Example: a set S={1,5,7} will be represented by integer s=(0000 0000 0000 0000 0000 0000 1010 0010)binary
Now union of two sets = S1 U S2 = s1 OR s2 in O(1) time
Now intersection of two sets = S1 intersection S2 = s1 AND s2 in O(1) time
In certain situations such representation can give you amazing runtime and memory saving
I have problem with this code for union, intersection and difference of sets can someone help. Thanks in advance.
#include <iostream>
using namespace std;
int main ()
{
int setA[] = {1,3,8,5,9,13,20,65,81,45,50,43,12};
int setB[] = {4,5,6,7,50,13,24,89,55,12,8,99,25};
cout<<"A intersection B=";
cout<<"{";
for( int i = 0; i <13; i++ )
{
for( int j = 0; j <14; j++ )
if( setA[i]== setB[j] )
cout<<" "<<setA[i]||setB[j];
}
{
cout<<"}"<<endl;
}
cout<<"A union B=";
cout<<"{";
for( int x = 0; x <setA[13]; x++ )
{
for( int k = 0; k <setB[14]; k++ )
{
if( setB[k]!=setA[x] )
cout<<" "<< (setA[x]&&setB[k]);
{
cout<<"}"<<endl;
}
}
}
cout<<"A minus B=";
cout<<"{";
for( int s = 0; s <13; s++ )
{
for( int p = 0; p <13; p++ )
{
if( (setB[p]-setA[s])&& (setA[s]||setB[p]) )

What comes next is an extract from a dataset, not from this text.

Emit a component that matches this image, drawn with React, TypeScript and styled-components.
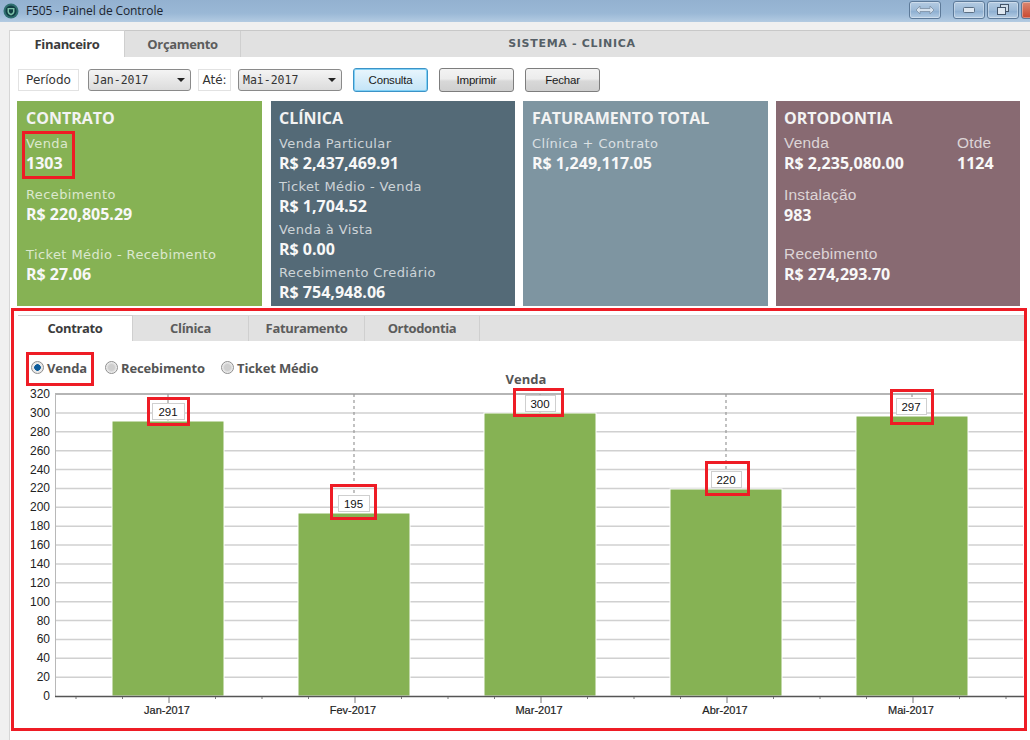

cout<<" "<<setB[p] && setA[s];
}
{
cout<<"}"<<endl;
}
}
}
Although STL is not allowed to use...I think to traverse thru Set elements, we need to have iterators....Use iterator on each of the set...compare currently pointing value...if same...copy either of them in resulting array otherwise copy both of them (compare if need to produce sorted output)....
- Pratik January 13, 2006Assumption: both sets' size is same. check for boundary condition.